Recognition, attention or responsiveness to behaviours are characterised as ‘strokes’, which can be positive (‘warm fuzzies’) or negative (‘cold pricklies’). People crave recognition, and will seek strokes of any kind, including negative in the absence of any positive reaction.
There are three kinds of transactions – reciprocal, or complementary; crossed, and ulterior.
- reciprocal transactions occur when each person is addressing the ego state the other is in at that moment. This can be Adult to Adult, Child to Child, Parent to Parent, but also Parent to Child and Child to Parent:
A complementary transaction occurs when a message, sent from a specific ego state, gets the predicted response from a specific ego state in the other person.
- crossed transactions are when people address someone as if they are in an ego state they are not currently in, and are an unstable form of transaction. This is a common cause of communication failure and conflict:
A crossed transaction occurs when an unexpected response is made to the stimulus. An inappropriate ego state is activated, and the lines of communication between people are crossed.
- ulterior transactions are those where a verbal conversation occurs in parallel with an unspoken psychological transaction:
Ulterior transactions…differ from complementary and crossed transactions in that they always involve two or more ego states…one controls the body, but another ego state is operating in the background.
Eckhart Tolle’s book A New Earth includes sections on the role of the ego (particularly chapters 3, 4 and 5) that are worth reading for better mastery over our own ego states, and understanding those of others:
There is nothing that strengthens the ego more than being right. Being right is identification with a mental position – a perspective, an opinion, a judgment, a story. For you to be right, of course, you need someone else to be wrong…you need to make others wrong in order to get a stronger sense of who you are…being right places you in a position of imagined moral superiority…it is that sense of superiority the ego craves and through which it enhances itself.
(Thinking and emotion) turn into ego only when you identify with them and they take you over completely…the ego is not only the unobserved mind, the voice in the head which pretends to be you, but also the unobserved emotions that are the reaction to what the voice in the head is saying.
The ego is always on guard against any perceived diminishment. Automatic ego-repair mechanisms come into effect to restore the mental form of ‘me’…whether the other person is right or wrong is irrelevant to the ego. It is much more interested in self-preservation than the truth.
Think about how you feel when someone you don’t know directs abuse at you on the road for some real or imagined transgression. It can’t possibly be a personal attack, because the other person doesn’t know you, yet for most of us, the ego immediately goes into self-repair mode – you get defensive, feel angry and may want to react to that person in the same way they acted towards you.
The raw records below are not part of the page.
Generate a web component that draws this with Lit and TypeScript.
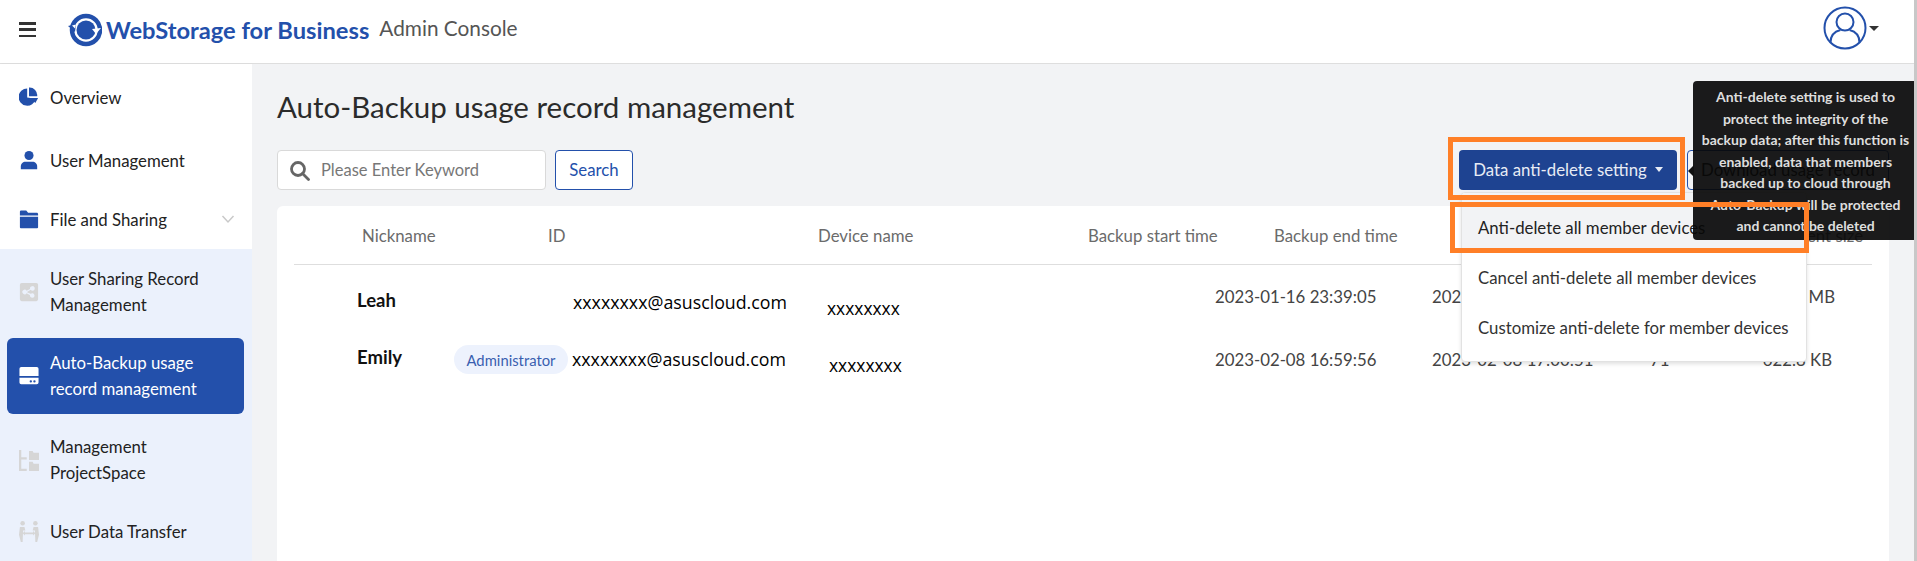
import { LitElement, html, css, svg } from "lit";
import { customElement } from "lit/decorators.js";

const icons: Record<string, any> = {
  pie: svg`<path d="M9 1.500a9.500 9.500 0 1 0 9.300 11.500L9 11.500z"/><path d="M11 0.500a8.500 8.500 0 0 1 9 9.500h-9z"/><path d="M12.500 12h8.500l-3 5.500z"/>`,
  user: svg`<circle cx="11" cy="6" r="5"/><path d="M2 21v-3c0-3 2.500-5 5-5h8c2.500 0 5 2 5 5v3z"/>`,
  folder: svg`<path d="M1 3C1 2 1.700 1.500 2.500 1.500h5.500l2 2.500h9.500c.9 0 1.500.6 1.500 1.500v1.500H1z"/><path d="M1 8.500h20V20c0 .8-.6 1.200-1.500 1.200h-17C1.600 21.200 1 20.800 1 20z"/>`,
  share: svg`<path fill-rule="evenodd" d="M3 1h16a2 2 0 0 1 2 2v16a2 2 0 0 1-2 2H3a2 2 0 0 1-2-2V3a2 2 0 0 1 2-2zm11.500 3.500a2.500 2.500 0 0 0-2.400 3.100L8.400 9.700a2.500 2.500 0 1 0 0 2.600l3.700 2.100a2.500 2.500 0 1 0 .8-1.400L9.200 11.400v-.8l3.700-2.100a2.500 2.500 0 1 0 1.600-4z"/>`,
  drive: svg`<path d="M2.500 1h17a2 2 0 0 1 2 2v8h-21V3a2 2 0 0 1 2-2z"/><path fill-rule="evenodd" d="M.5 13h21v5a2 2 0 0 1-2 2h-17a2 2 0 0 1-2-2zm12.500 2.500a1.300 1.300 0 1 0 0 2.600 1.300 1.300 0 0 0 0-2.600zm4 0a1.300 1.300 0 1 0 0 2.600 1.300 1.300 0 0 0 0-2.600z"/>`,
  tree: svg`<path d="M0 0h2.500v23H0zM2.500 8h6v2.500h-6zM2.500 20.500h6V23h-6z"/><path d="M11 1h4l1 2h6v8H11zM11 13h4l1 2h6v8H11z"/>`,
  transfer: svg`<circle cx="4" cy="2.500" r="2.500"/><circle cx="18" cy="2.500" r="2.500"/><path d="M1 6.500h5l1 4H4.500L4 23H2L0 15zM21 6.500h-5l-1 4h2.500L18 23h2l2-8z"/><path d="M6.500 11l-2.500 2.500L6.500 16v-1.500h9V16l2.500-2.500L15.500 11v1.500h-9z"/>`,
};

@customElement("nav-item")
class NavItem extends LitElement {
  static properties = { icon: {}, active: { type: Boolean, reflect: true }, muted: { type: Boolean, reflect: true }, caret: { type: Boolean } };
  icon = ""; active = false; muted = false; caret = false;
  static styles = css`
    :host { display: flex; align-items: center; box-sizing: border-box; color: #222; font: 16.800px/25.800px Lato, sans-serif; }
    .row { flex: 1; display: flex; align-items: center; gap: 11px; padding-left: 19px; box-sizing: border-box; }
    svg { width: 20px; height: 21px; flex: none; fill: #2350ab; }
    :host([muted]) svg { fill: #d6d6d6; }
    :host([active]) { color: #fff; background: #2350ab; border-radius: 6px; margin: 0 8px 0 7px; }
    :host([active]) .row { padding-left: 12px; }
    :host([active]) svg { fill: #fff; }
    .txt { flex: 1; }
    .chev { width: 14px; height: 14px; fill: none; stroke: #c9c9c9; stroke-width: 1.500; margin-right: 17px; }
  `;
  render() {
    return html`<div class="row"><svg viewBox="0 0 22 23">${icons[this.icon]}</svg><div class="txt"><slot></slot></div>${this.caret ? html`<svg class="chev" viewBox="0 0 14 14"><path d="M1.500 4l5.500 6 5.500-6"/></svg>` : ""}</div>`;
  }
}

@customElement("app-root")
class AppRoot extends LitElement {
  static styles = css`
    :host { display: block; width: 1917px; height: 561px; overflow: hidden; position: relative; background: #fff; font-family: Lato, sans-serif; color: #333; }
    header { height: 64px; box-sizing: border-box; display: flex; align-items: center; border-bottom: 1px solid #dedede; padding-left: 19px; }
    .burger { width: 17px; height: 15px; display: flex; flex-direction: column; justify-content: space-between; margin-right: 32px; margin-bottom: 4px; }
    .burger i { display: block; height: 2.500px; background: #333; }
    .logo { width: 34px; height: 34px; margin-right: 4px; margin-bottom: 3px; flex: none; }
    .brand { font: 700 23.700px "Lato", sans-serif; color: #2350ab; margin-right: 10px; margin-bottom: 4px; white-space: nowrap; }
    .console { font: 20.800px Lato, sans-serif; color: #555; padding-bottom: 9px; white-space: nowrap; }
    .account { margin-left: auto; margin-right: 38px; margin-bottom: 7px; display: flex; align-items: center; gap: 2px; }
    .account svg { width: 44px; height: 44px; display: block; }
    .caret { width: 0; height: 0; border: 4px solid transparent; border-top: 5px solid #333; border-bottom: 0; }
    .account .caret { border-left-width: 5px; border-right-width: 5px; }
    .body { display: flex; height: 497px; }
    aside { width: 252px; flex: none; background: #fff; display: flex; flex-direction: column; box-shadow: 1px 0 2px rgba(0,0,0,.03); }
    .top { display: grid; grid-template-rows: 68px 58px 59px; height: 185px; background: #fff; }
    .sub { flex: 1; background: #ebf1fc; display: grid; grid-template-rows: 89px 76px 92px 52px; align-content: start; }
    .sub nav-item:first-child { padding-bottom: 3px; }
    main { flex: 1; background: #f2f3f5; padding: 0 28px 0 25px; display: flex; flex-direction: column; min-width: 0; }
    h1 { margin: 23px 0 0; height: 40px; font: 400 29.500px/40px Lato, sans-serif; color: #2b2b2b; white-space: nowrap; }
    .tools { display: flex; align-items: center; margin-top: 23px; height: 40px; }
    .search { width: 269px; height: 40px; box-sizing: border-box; border: 1px solid #d9d9d9; border-radius: 4px; background: #fff; display: flex; align-items: center; padding: 0 0 1px 11px; gap: 11px; color: #777; font-size: 16.500px; }
    .search svg { width: 21px; height: 21px; fill: none; stroke: #666; stroke-width: 2.800; margin-top: 1px; }
    .btn { height: 40px; box-sizing: border-box; border-radius: 4px; font: 16.800px Lato, sans-serif; display: flex; align-items: center; justify-content: center; white-space: nowrap; padding-bottom: 2px; }
    .outline { border: 1px solid #2350ab; color: #2350ab; background: #fff; width: 78px; margin-left: 9px; }
    .primary { margin-left: auto; width: 218px; background: #1e4391; color: #e8ecf5; gap: 8px; }
    .primary .caret { border-top-color: #e8ecf5; }
    .dl { margin-left: 10px; width: 202px; border: 1px solid #2350ab; color: #222; background: transparent; }
    .card { flex: 1; margin-top: 16px; background: #fff; border-radius: 6px 6px 0 0; padding: 0 17px; position: relative; }
    .thead { height: 58px; display: grid; grid-template-columns: 186px 270px 270px 186px 1fr auto; padding-left: 68px; align-items: center; color: #6b6b6b; font-size: 16.800px; border-bottom: 1px solid #dedede; white-space: nowrap; }
    .thead .last { padding-right: 9px; }
    .trow { display: grid; grid-template-columns: 160px 119px 254px 388px 217px 218px 100px 1fr; font-size: 16.800px; color: #444; white-space: nowrap; line-height: 26px; align-items: start; }
    .r1 { height: 62px; }
    .r2 { height: 64px; }
    .name { font: 700 18.500px/26px Lato, sans-serif; color: #111; padding-left: 63px; }
    .email { font: 500 17.800px/26px "Open Sans", sans-serif; color: #000; }
    .dev { font: 500 17.400px/26px "Open Sans", sans-serif; color: #000; }
    .r1 .name { padding-top: 22px; }
    .r2 .name { padding-top: 17px; }
    .r1 .email { padding-top: 24px; }
    .r2 .email { padding-top: 19px; margin-left: -1px; }
    .r1 .dev { padding-top: 30px; }
    .r2 .dev { padding-top: 25px; margin-left: 2px; }
    .r1 .t { padding-top: 19px; }
    .r2 .t { padding-top: 20px; }
    .trow .size { text-align: right; padding-right: 37px; }
    .r2 .size { padding-right: 40px; }
    .badge { margin-top: 18px; height: 29px; width: 114px; border-radius: 15px; background: #edf2fd; color: #3a5fb0; font-size: 14.800px; display: flex; align-items: center; justify-content: center; }
    .menu { position: absolute; left: 1461px; top: 192px; width: 346px; height: 170px; box-sizing: border-box; background: #fff; border: 1px solid #e2e2e2; border-radius: 4px; box-shadow: 0 2px 4px rgba(0,0,0,.12); font-size: 16.800px; color: #333; display: grid; grid-template-rows: 60px 50px 50px; overflow: hidden; }
    .menu div { display: flex; align-items: center; padding: 0 0 2px 16px; white-space: nowrap; }
    .menu .hover { background: #f2f3f5; color: #222; padding: 8px 0 0 16px; box-sizing: border-box; }
    .tip { position: absolute; left: 1693px; top: 81px; width: 221px; height: 159px; box-sizing: border-box; padding: 5px 2px 0 6px; background: rgba(8,8,8,.92); border-radius: 4px 0 0 4px; color: #dedede; font: 700 14px/21.500px Lato, sans-serif; text-align: center; }
    .tip::before { content: ""; position: absolute; left: -5px; top: 84px; border: 6px solid transparent; border-left: 0; border-right-color: #111; }
    .mark { position: absolute; box-sizing: border-box; border: 5px solid #ff7f27; pointer-events: none; }
    .m1 { left: 1448px; top: 137px; width: 237px; height: 63px; }
    .m2 { left: 1450px; top: 202px; width: 359px; height: 51px; }
    .scroll { position: absolute; right: 0; top: 0; width: 3px; height: 100%; background: #c8c8c8; }
  `;
  render() {
    return html`
      <header>
        <div class="burger"><i></i><i></i><i></i></div>
        <svg class="logo" viewBox="0 0 34 34">
          <circle cx="18" cy="17" r="14" fill="none" stroke="#2350ab" stroke-width="4.500"/>
          <circle cx="18" cy="17" r="9.500" fill="#2350ab"/>
          <path d="M0 13l8-2-1 8z" fill="#2350ab"/>
          <path d="M4 12.500l4-1-1 4z" fill="#fff"/>
          <path d="M33 15l-5 6-4-5z" fill="#fff"/>
        </svg>
        <span class="brand">WebStorage for Business</span>
        <span class="console">Admin Console</span>
        <div class="account">
          <svg viewBox="0 0 44 44" fill="none" stroke="#2350ab" stroke-width="2">
            <circle cx="22" cy="22" r="20.500"/>
            <circle cx="22" cy="16" r="8.500"/>
            <path d="M7.500 36.500c0-7 4-11 10-12.500M36.500 36.500c0-7-4-11-10-12.500"/>
          </svg>
          <span class="caret"></span>
        </div>
      </header>
      <div class="body">
        <aside>
          <div class="top">
            <nav-item icon="pie">Overview</nav-item>
            <nav-item icon="user">User Management</nav-item>
            <nav-item icon="folder" caret>File and Sharing</nav-item>
          </div>
          <div class="sub">
            <nav-item icon="share" muted>User Sharing Record<br>Management</nav-item>
            <nav-item icon="drive" active>Auto-Backup usage<br>record management</nav-item>
            <nav-item icon="tree" muted>Management<br>ProjectSpace</nav-item>
            <nav-item icon="transfer" muted>User Data Transfer</nav-item>
          </div>
        </aside>
        <main>
          <h1>Auto-Backup usage record management</h1>
          <div class="tools">
            <div class="search">
              <svg viewBox="0 0 21 21"><circle cx="9" cy="9" r="6.500"/><path d="M13.500 13.500l6 6" stroke-linecap="round"/></svg>
              <span>Please Enter Keyword</span>
            </div>
            <div class="btn outline">Search</div>
            <div class="btn primary">Data anti-delete setting <span class="caret"></span></div>
            <div class="btn dl">Download usage record</div>
          </div>
          <div class="card">
            <div class="thead">
              <div>Nickname</div><div>ID</div><div>Device name</div><div>Backup start time</div><div>Backup end time</div><div class="last">Backup content size</div>
            </div>
            <div class="trow r1">
              <div class="name">Leah</div>
              <div></div>
              <div class="email">xxxxxxxx@asuscloud.com</div>
              <div class="dev">xxxxxxxx</div>
              <div class="t">2023-01-16 23:39:05</div>
              <div class="t">2023-01-16 23:45:12</div>
              <div class="t">128</div>
              <div class="t size">1.8 MB</div>
            </div>
            <div class="trow r2">
              <div class="name">Emily</div>
              <div><span class="badge">Administrator</span></div>
              <div class="email">xxxxxxxx@asuscloud.com</div>
              <div class="dev">xxxxxxxx</div>
              <div class="t">2023-02-08 16:59:56</div>
              <div class="t">2023-02-08 17:00:51</div>
              <div class="t">71</div>
              <div class="t size">622.8 KB</div>
            </div>
          </div>
        </main>
      </div>
      <div class="menu">
        <div class="hover">Anti-delete all member devices</div>
        <div>Cancel anti-delete all member devices</div>
        <div>Customize anti-delete for member devices</div>
      </div>
      <div class="tip">Anti-delete setting is used to protect the integrity of the backup data; after this function is enabled, data that members backed up to cloud through<br>Auto-Backup will be protected<br>and cannot be deleted</div>
      <div class="mark m1"></div>
      <div class="mark m2"></div>
      <div class="scroll"></div>
    `;
  }
}
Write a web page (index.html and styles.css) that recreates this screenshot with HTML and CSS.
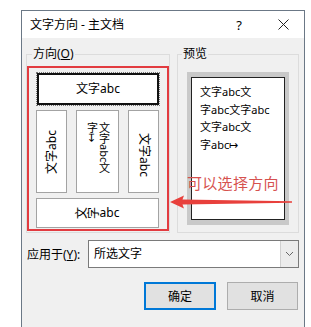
FILE: index.html
```html
<!DOCTYPE html>
<html lang="zh-CN">
<head>
  <meta charset="UTF-8">
  <link rel="stylesheet" href="styles.css">
</head>
<body>
  <div class="dialog">
    <div class="titlebar">
      <span class="title">文字方向 - 主文档</span>
      <span class="help">?</span>
      <span class="close">
        <svg width="11" height="11" viewBox="0 0 11 11"><path d="M0.5 0.5 L10.5 10.5 M10.5 0.5 L0.5 10.5" stroke="#222" stroke-width="1"/></svg>
      </span>
    </div>
    <div class="content">
      <div class="groups">
        <fieldset class="group dir-group">
          <legend>方向(<u>O</u>)</legend>
          <div class="options">
            <div class="opt opt-top selected"><span>文字abc</span></div>
            <div class="opt opt-v"><span class="rot-l">文字abc</span></div>
            <div class="opt opt-v opt-stack">
              <span class="vcol">文字abc文<br>字↦</span>
            </div>
            <div class="opt opt-v"><span class="rot-r">文字abc</span></div>
            <div class="opt opt-bottom"><span><i class="ch">文</i><i class="ch">字</i>abc</span></div>
          </div>
        </fieldset>
        <fieldset class="group preview-group">
          <legend>预览</legend>
          <div class="frame">
            <div class="page">
              <p>文字abc文</p>
              <p>字abc文字abc</p>
              <p>文字abc文</p>
              <p>字abc↦</p>
            </div>
          </div>
        </fieldset>
      </div>
      <div class="apply-row">
        <label>应用于(<u>Y</u>):</label>
        <div class="select">
          <span class="value">所选文字</span>
          <span class="drop">
            <svg width="9" height="6" viewBox="0 0 9 6"><path d="M1 1 L4.5 4.5 L8 1" fill="none" stroke="#666" stroke-width="1"/></svg>
          </span>
        </div>
      </div>
      <div class="buttons">
        <button class="btn default">确定</button>
        <button class="btn">取消</button>
      </div>
    </div>
    <div class="note">可以选择方向</div>
    <svg class="arrow" width="122" height="14" viewBox="0 0 122 14">
      <polygon points="0,7 14,0.5 12.5,4.5 122,6.2 122,7.8 12.5,9.5 14,13.5" fill="#e8403c"/>
    </svg>
  </div>
</body>
</html>
```

FILE: styles.css
```css
html, body {
  margin: 0;
  padding: 0;
  overflow: hidden;
}
body {
  background: #fff;
  font-family: "Noto Sans", "Noto Sans CJK SC", sans-serif;
  font-size: 12px;
  color: #000;
}
.dialog {
  position: relative;
  margin: 10px 0 0 21px;
  width: 282px;
  height: 330px;
  border: 1px solid #6b7886;
  background: #f0f0f0;
}
.titlebar {
  display: flex;
  align-items: center;
  height: 27px;
  background: #fff;
  padding-left: 8px;
}
.title {
  flex: 1;
  line-height: 16px;
}
.help {
  width: 20px;
  text-align: center;
  font-size: 13px;
}
.close {
  display: flex;
  justify-content: center;
  width: 30px;
  margin: 0 6px 0 19px;
}
.content {
  padding: 8px 5px 0 4px;
}
.groups {
  display: flex;
  gap: 7px;
}
.group {
  margin: 0;
  padding: 0;
  border: 1px solid #dcdcdc;
  min-width: 0;
}
.group legend {
  margin-left: 4px;
  padding: 0 1px;
  line-height: 16px;
}
.dir-group {
  width: 142px;
  padding-bottom: 1px;
}
.dir-group legend {
  margin-left: 5px;
}
.options {
  margin-top: 4px;
  border: 2px solid #e23b40;
  padding: 5px 7px 1px 7px;
  display: grid;
  grid-template-columns: 31px 43px 31px;
  grid-template-rows: 32px 88px 35px;
  column-gap: 9px;
  row-gap: 0;
}
.opt {
  background: #fff;
  border: 1px solid #a3a3a3;
  display: flex;
  align-items: center;
  justify-content: center;
  white-space: nowrap;
  line-height: 14px;
}
.opt-top {
  grid-column: 1 / -1;
  margin: 0 0 0 1px;
}
.selected {
  border: 2px solid #111;
  outline: 1px dotted #777;
  outline-offset: 0;
}
.opt-v {
  margin-top: 5px;
}
.opt-bottom {
  grid-column: 1 / -1;
  margin-top: 5px;
}
.rot-l {
  transform: rotate(-90deg);
}
.rot-r {
  transform: rotate(90deg) translateX(3px);
}
.opt-stack {
  align-items: flex-start;
  padding-top: 11px;
}
.vcol {
  writing-mode: vertical-rl;
  font-size: 11px;
  line-height: 12px;
}
.ch {
  display: inline-block;
  font-style: normal;
  transform: rotate(-90deg);
}
.preview-group {
  width: 120px;
}
.frame {
  margin: 10px 0 0 9px;
  width: 94px;
  padding: 5px 4px;
  background: #c9c9c9;
}
.page {
  height: 136px;
  background: #fff;
  border: 1px solid #222;
  padding: 5px 0 0 8px;
  font-size: 11px;
}
.page p {
  margin: 0;
  line-height: 17.5px;
}
.apply-row {
  display: flex;
  align-items: center;
  margin-top: 7px;
}
.apply-row label {
  width: 61px;
  margin-left: 1px;
}
.select {
  flex: 1;
  display: flex;
  height: 26px;
  border: 1px solid #7a7a7a;
  background: #fff;
}
.select .value {
  flex: 1;
  padding-left: 5px;
  line-height: 26px;
}
.select .drop {
  width: 17px;
  display: flex;
  align-items: center;
  justify-content: center;
  background: #ececec;
  border-left: 1px solid #d0d0d0;
}
.buttons {
  display: flex;
  justify-content: flex-end;
  gap: 11px;
  margin-top: 14px;
  padding-right: 1px;
}
.btn {
  width: 71px;
  height: 28px;
  background: #e1e1e1;
  border: 1px solid #adadad;
  font-family: inherit;
  font-size: 12px;
  color: #000;
  padding: 0;
}
.btn.default {
  width: 72px;
  border: 2px solid #0078d7;
}
.note {
  position: absolute;
  left: 165px;
  top: 162px;
  font-size: 15px;
  line-height: 20px;
  color: #d6524f;
  letter-spacing: 0.3px;
}
.arrow {
  position: absolute;
  left: 148px;
  top: 184px;
}
```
Next time this, or any other situation in which you feel yourself becoming defensive occurs, practice ‘becoming the witness’ to your thoughts and emotions – it might give you pause for long enough so that you can act differently.
There is a lot more to this area of inquiry, including how ego states and transactions relate to our ‘life script’, games/payoffs and rackets:
- people begin ‘writing’ their life scripts at a young age, as sense is being made of the world and their place in it (such as ‘I must do everything perfectly’ or ‘people I love always abandon me’) – as we move into adulthood, we lose awareness of it, but it is still within our subconscious.
- a game has a payoff for those playing it, which could be the seeking of sympathy, satisfaction, vindication, or an emotion that reinforces the life script; the way to stop the game is to discover how to deprive the player of the payoff.
- a racket is a set of behaviours originating in the childhood script in which people will create situations that generate outcomes to match their ‘script’, and to experience and feel justified in ‘racket’ feelings, rather actually solve the problem.
The author of The Celestine Prophecy, James Redfield, acknowledged that Transactional Analysis was an influence on his book, which presents nine spiritual insights in a novel form.
The Celestine Prophecy outlines what Redfield calls ‘Control Dramas’, or roles people play when they feel they lack power or energy.
Control Dramas take the form of both aggressive and passive types of manipulation:
- Intimidator (aggressive) – the bullies, those who get power from others by scaring or threatening them; ‘Intimidators’ aren’t necessarily people in positions of authority, and their tactics may be overt or subtle
- Interrogator (aggressive) – question their target relentlessly, with the goal of cornering them into a position they can’t get out of; ‘Interrogators’ are often critical, nitpicking and undermining of others
- Aloof (passive) – indifferent, unresponsive and unavailable, ‘Aloofs’ frustrate and stymie others, and make them work hard for the outcome they want
- Poor Me (passive) – the victim who seeks attention through eliciting sympathy, and who guilts others into doing what they want; ‘Poor Me’s makes others feel responsible for their situation
Control dramas are not only in play with people whose behaviour we are trying to shift – they can also be in play in the change-maker. Jim Carrey’s character is engaging in three of these four control dramas in his attempts to get people to change their behaviour!
If you’re encountering resistance, defensiveness and reaction from people in your change work, chances are there are ‘ego state’ dynamics in play. How to address them depends on who the ‘players’ are and the specific context, but being aware of ego states and types of transactions between them offers a deeper interpretation of these situations than what seems to be going on at the surface.
If an exchange or interpersonal connection is failing, take a step back and consider not only the other person’s ego state or control drama, but also your own. Becoming aware of your own control drama brings it into conscious thought and stops it operating unconsciously – similarly, ‘naming’ the control drama another person is engaging in, and making it the topic of conversation, brings the dynamic into the foreground where it can be addressed. Different approaches to this may be needed depending on what type of drama is in play and who the other person is in relation to you.
A conscious understanding of what is really going on in any kind of exchange can help you to be observant of your own ego state, as well as being aware of others’ states, and find ways to create virtuous rather than vicious circles of interpersonal interaction.